§ GIVEN PROBLEM: Find every line in the records below that holds the word "Tailwind", and copy each one.

(Front-end source files)
(begin)

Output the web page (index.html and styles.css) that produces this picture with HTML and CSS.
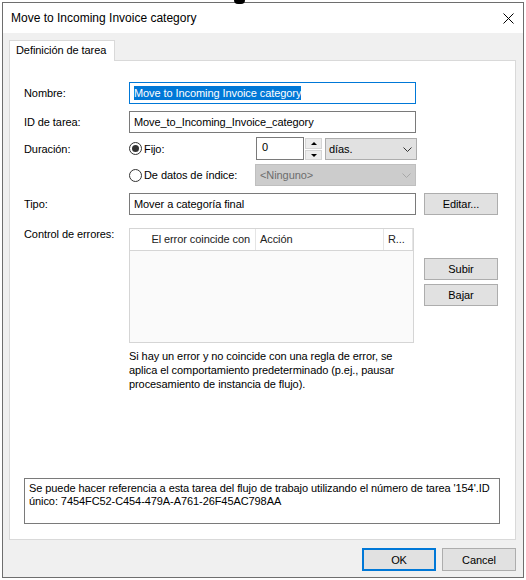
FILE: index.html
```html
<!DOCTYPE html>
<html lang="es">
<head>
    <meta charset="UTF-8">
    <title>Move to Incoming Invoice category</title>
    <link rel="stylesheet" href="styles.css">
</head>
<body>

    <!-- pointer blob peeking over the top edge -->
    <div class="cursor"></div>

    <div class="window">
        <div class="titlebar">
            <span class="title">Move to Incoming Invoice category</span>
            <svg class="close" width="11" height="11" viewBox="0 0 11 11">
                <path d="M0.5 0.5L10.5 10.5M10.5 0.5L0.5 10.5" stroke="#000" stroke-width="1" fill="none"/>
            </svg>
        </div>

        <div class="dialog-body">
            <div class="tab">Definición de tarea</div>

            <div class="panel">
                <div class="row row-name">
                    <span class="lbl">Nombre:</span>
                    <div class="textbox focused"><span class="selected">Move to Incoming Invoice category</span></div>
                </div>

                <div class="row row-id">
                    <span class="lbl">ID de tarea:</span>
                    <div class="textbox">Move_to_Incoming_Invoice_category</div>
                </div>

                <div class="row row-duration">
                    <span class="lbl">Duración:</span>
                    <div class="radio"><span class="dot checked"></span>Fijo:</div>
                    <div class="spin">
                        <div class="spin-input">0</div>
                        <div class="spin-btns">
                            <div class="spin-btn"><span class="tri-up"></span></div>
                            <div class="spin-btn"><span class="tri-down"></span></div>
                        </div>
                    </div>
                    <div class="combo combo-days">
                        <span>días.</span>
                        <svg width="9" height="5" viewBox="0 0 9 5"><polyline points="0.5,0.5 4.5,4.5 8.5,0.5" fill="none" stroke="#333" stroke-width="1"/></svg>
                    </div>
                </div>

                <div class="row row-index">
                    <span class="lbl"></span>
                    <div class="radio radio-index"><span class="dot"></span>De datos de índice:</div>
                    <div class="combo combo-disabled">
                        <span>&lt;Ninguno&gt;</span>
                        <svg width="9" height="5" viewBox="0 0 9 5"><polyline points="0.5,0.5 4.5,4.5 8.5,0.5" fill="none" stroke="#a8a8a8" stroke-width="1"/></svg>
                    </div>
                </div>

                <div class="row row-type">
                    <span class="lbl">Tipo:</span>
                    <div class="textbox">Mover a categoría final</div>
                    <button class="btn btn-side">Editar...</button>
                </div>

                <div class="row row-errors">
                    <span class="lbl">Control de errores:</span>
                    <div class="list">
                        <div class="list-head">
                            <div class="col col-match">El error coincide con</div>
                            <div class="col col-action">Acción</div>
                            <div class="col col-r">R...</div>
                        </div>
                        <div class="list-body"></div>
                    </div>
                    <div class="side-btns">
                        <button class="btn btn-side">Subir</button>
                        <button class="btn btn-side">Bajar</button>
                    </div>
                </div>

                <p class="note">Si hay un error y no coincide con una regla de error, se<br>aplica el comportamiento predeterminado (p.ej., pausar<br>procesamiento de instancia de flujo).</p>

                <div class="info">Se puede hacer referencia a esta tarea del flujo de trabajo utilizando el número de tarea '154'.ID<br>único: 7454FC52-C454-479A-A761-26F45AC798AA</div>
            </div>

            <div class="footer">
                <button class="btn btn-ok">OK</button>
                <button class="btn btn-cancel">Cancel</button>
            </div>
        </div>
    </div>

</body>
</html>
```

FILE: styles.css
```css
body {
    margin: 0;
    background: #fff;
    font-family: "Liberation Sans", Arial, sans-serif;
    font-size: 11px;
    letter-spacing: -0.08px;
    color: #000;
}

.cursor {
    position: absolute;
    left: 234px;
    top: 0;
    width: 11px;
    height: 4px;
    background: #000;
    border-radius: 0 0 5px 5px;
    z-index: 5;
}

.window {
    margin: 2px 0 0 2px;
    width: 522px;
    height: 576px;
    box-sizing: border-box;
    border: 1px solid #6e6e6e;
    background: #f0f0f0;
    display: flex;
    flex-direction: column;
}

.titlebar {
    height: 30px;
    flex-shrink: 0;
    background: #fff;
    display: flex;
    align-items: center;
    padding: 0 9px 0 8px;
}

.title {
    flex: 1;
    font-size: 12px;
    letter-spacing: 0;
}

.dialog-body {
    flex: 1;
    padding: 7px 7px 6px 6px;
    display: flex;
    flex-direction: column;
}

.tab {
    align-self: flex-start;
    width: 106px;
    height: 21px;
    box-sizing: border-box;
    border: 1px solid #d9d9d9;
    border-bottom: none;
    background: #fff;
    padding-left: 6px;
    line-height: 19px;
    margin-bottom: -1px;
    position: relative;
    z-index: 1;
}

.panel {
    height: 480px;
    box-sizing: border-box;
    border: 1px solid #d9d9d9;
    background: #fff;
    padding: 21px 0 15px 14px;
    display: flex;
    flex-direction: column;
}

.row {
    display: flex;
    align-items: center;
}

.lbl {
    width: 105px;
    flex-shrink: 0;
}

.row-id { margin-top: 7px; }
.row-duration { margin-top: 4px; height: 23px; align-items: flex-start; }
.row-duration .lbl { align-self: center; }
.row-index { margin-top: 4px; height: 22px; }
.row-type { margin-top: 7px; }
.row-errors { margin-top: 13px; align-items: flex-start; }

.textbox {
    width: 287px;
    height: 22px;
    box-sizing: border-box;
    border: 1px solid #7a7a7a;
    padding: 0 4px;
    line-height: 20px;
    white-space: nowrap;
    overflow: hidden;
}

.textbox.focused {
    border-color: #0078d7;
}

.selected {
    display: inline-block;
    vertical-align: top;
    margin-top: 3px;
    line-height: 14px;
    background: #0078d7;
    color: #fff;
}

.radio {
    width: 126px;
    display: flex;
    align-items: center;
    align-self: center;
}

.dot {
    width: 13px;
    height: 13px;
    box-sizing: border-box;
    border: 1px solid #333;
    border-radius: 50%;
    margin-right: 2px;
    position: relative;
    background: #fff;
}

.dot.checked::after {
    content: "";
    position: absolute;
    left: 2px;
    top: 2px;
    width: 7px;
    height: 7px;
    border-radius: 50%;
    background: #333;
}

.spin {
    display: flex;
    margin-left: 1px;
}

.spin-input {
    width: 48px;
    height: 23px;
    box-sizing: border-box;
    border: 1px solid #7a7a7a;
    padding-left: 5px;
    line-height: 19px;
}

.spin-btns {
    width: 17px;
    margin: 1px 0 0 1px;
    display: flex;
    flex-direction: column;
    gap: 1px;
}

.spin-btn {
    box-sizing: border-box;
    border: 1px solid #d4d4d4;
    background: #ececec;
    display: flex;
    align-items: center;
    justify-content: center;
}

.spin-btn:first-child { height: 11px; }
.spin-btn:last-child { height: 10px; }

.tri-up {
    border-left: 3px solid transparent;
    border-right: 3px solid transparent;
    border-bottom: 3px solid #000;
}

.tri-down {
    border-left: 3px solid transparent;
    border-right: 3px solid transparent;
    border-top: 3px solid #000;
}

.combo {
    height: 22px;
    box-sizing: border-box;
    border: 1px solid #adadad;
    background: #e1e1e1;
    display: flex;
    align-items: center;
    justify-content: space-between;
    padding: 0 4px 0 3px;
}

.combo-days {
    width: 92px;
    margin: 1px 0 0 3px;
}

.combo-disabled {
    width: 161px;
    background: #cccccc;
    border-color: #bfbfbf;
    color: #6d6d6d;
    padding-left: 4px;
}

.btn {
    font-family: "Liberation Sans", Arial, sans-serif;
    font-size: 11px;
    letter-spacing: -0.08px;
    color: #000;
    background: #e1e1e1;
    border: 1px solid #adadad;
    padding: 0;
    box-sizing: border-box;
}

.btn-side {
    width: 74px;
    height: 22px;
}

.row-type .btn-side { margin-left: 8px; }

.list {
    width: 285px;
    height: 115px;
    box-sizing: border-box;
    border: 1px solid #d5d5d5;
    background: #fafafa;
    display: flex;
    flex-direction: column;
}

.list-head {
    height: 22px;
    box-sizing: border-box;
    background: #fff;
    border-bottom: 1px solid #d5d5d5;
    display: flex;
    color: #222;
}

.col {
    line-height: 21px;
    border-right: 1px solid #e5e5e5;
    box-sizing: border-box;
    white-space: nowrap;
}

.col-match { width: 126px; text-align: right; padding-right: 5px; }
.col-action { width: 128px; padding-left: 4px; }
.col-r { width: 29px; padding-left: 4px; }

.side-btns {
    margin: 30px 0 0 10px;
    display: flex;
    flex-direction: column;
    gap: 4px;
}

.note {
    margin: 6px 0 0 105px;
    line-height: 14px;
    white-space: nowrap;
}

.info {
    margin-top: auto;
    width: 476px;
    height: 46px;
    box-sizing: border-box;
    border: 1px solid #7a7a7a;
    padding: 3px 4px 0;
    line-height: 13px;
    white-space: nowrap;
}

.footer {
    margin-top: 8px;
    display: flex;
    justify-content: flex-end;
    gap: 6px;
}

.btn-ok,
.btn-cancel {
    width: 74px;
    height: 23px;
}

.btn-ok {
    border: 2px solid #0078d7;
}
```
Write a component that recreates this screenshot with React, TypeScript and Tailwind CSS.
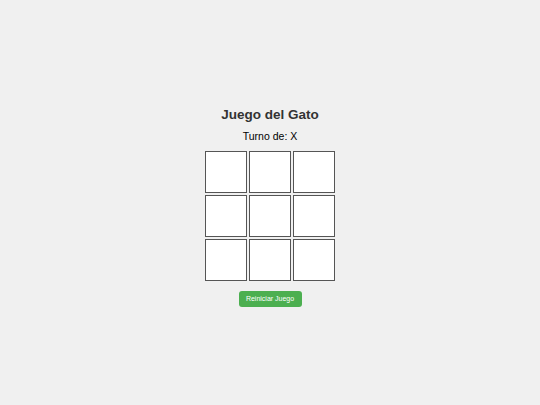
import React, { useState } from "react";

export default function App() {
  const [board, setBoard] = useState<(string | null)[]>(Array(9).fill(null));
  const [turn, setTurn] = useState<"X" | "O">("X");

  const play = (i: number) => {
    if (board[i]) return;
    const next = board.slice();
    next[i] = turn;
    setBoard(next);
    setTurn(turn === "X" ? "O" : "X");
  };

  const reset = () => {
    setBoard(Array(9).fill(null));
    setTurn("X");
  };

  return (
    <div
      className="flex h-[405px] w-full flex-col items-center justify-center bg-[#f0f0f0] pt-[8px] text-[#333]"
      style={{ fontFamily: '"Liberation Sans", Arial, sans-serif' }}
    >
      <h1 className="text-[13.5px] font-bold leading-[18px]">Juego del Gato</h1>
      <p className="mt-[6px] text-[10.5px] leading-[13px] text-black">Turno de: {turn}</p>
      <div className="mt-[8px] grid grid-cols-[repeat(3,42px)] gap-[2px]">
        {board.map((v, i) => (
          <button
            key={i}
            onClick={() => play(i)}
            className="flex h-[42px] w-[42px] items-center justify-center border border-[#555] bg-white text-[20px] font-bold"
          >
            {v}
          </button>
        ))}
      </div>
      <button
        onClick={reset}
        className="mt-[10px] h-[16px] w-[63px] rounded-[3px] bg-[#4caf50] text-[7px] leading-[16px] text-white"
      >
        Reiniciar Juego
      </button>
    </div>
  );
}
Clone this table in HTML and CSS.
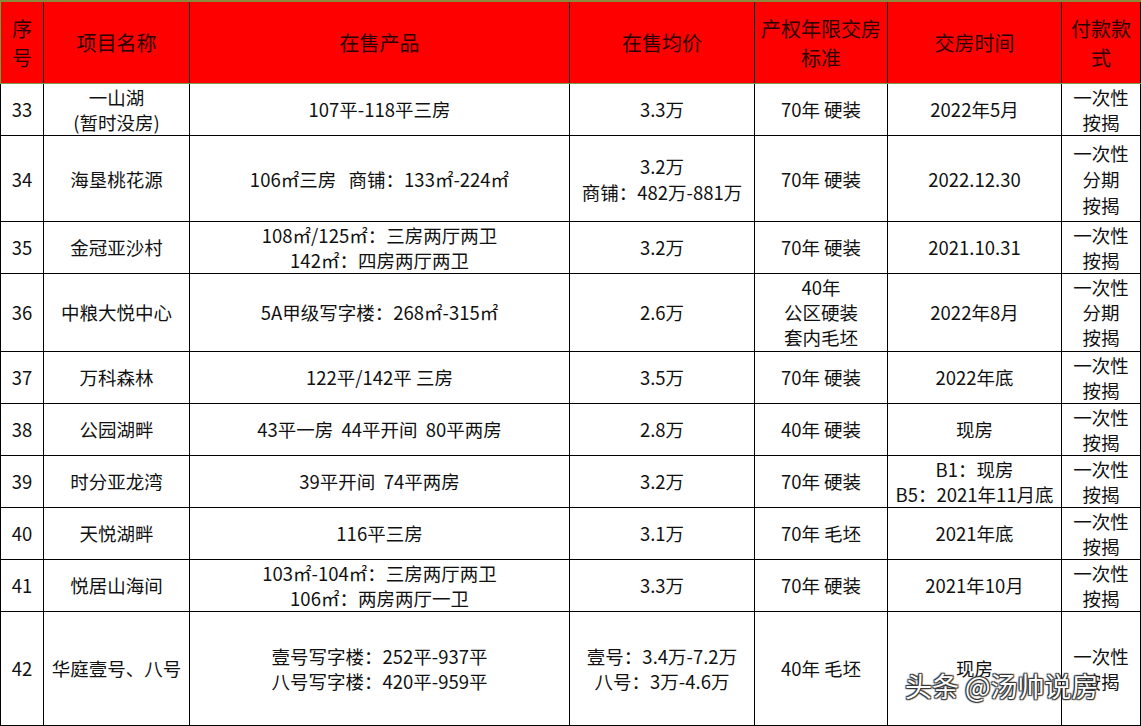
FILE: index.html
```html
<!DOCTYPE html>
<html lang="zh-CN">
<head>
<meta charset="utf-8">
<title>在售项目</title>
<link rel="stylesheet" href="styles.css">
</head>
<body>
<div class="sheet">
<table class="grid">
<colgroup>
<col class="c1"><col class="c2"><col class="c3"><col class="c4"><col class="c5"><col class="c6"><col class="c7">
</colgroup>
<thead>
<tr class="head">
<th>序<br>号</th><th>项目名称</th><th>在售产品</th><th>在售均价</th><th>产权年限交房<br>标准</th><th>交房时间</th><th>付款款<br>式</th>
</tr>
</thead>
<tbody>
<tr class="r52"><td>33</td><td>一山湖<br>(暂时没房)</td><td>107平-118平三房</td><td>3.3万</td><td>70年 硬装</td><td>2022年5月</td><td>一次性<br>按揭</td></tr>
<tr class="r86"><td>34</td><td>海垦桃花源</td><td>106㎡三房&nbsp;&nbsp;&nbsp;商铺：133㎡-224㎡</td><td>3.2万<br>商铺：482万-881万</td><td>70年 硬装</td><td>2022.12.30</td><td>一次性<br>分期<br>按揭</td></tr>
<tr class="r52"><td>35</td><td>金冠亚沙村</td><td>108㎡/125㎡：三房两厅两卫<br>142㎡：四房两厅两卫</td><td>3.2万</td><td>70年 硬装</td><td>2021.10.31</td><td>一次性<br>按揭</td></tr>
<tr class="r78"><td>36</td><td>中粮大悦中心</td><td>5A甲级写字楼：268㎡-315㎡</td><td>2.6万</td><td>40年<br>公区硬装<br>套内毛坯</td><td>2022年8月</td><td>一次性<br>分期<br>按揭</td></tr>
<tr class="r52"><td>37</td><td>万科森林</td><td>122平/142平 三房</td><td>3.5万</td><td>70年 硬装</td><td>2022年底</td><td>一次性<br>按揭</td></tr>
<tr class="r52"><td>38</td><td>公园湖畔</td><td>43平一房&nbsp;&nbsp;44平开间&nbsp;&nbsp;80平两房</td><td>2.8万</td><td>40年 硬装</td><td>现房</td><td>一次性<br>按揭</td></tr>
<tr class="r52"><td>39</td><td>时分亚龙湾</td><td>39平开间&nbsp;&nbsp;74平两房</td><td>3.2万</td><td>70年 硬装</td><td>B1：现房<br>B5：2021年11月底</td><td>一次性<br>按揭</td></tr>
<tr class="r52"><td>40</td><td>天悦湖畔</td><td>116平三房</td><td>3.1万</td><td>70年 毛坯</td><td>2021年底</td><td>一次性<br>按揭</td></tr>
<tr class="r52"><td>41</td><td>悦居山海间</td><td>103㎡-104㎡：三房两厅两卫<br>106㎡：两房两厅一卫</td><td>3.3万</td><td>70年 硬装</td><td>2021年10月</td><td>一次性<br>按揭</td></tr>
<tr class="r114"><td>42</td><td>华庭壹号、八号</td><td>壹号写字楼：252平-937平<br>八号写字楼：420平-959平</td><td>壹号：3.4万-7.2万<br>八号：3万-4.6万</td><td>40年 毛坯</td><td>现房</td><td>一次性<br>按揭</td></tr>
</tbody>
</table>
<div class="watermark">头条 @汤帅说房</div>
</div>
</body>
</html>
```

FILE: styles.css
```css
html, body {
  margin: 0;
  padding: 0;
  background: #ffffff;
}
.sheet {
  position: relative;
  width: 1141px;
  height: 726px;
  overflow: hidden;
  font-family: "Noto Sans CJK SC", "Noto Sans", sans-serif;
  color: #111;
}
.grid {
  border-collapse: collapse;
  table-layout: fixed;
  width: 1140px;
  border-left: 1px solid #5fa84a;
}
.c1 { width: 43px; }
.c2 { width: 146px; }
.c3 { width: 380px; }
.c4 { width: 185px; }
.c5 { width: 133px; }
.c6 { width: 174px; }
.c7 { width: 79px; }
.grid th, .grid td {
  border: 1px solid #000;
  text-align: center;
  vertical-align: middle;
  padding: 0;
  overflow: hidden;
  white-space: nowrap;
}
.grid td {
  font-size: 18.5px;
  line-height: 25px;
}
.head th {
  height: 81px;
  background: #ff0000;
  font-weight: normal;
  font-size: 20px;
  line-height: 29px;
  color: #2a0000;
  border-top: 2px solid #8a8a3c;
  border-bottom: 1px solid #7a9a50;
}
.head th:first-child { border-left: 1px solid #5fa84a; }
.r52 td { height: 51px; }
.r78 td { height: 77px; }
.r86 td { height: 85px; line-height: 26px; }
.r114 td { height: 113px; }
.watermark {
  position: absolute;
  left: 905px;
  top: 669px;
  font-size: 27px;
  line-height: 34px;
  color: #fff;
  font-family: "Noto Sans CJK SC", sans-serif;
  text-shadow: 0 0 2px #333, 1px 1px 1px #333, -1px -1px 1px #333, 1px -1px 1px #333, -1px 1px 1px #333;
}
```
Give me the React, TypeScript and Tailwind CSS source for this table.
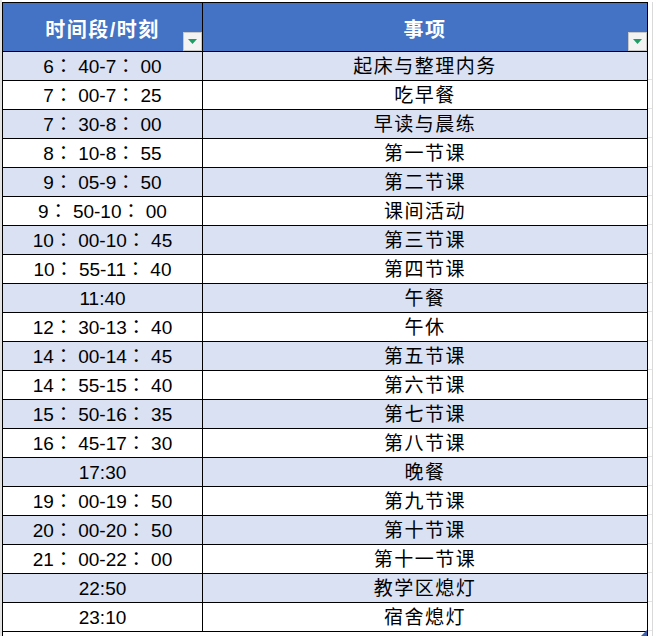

(end)

§ SOLUTION TO THIS TASK:
Write a component that recreates this screenshot with React, TypeScript and Tailwind CSS.
Give me the React, TypeScript and Tailwind CSS source for this table.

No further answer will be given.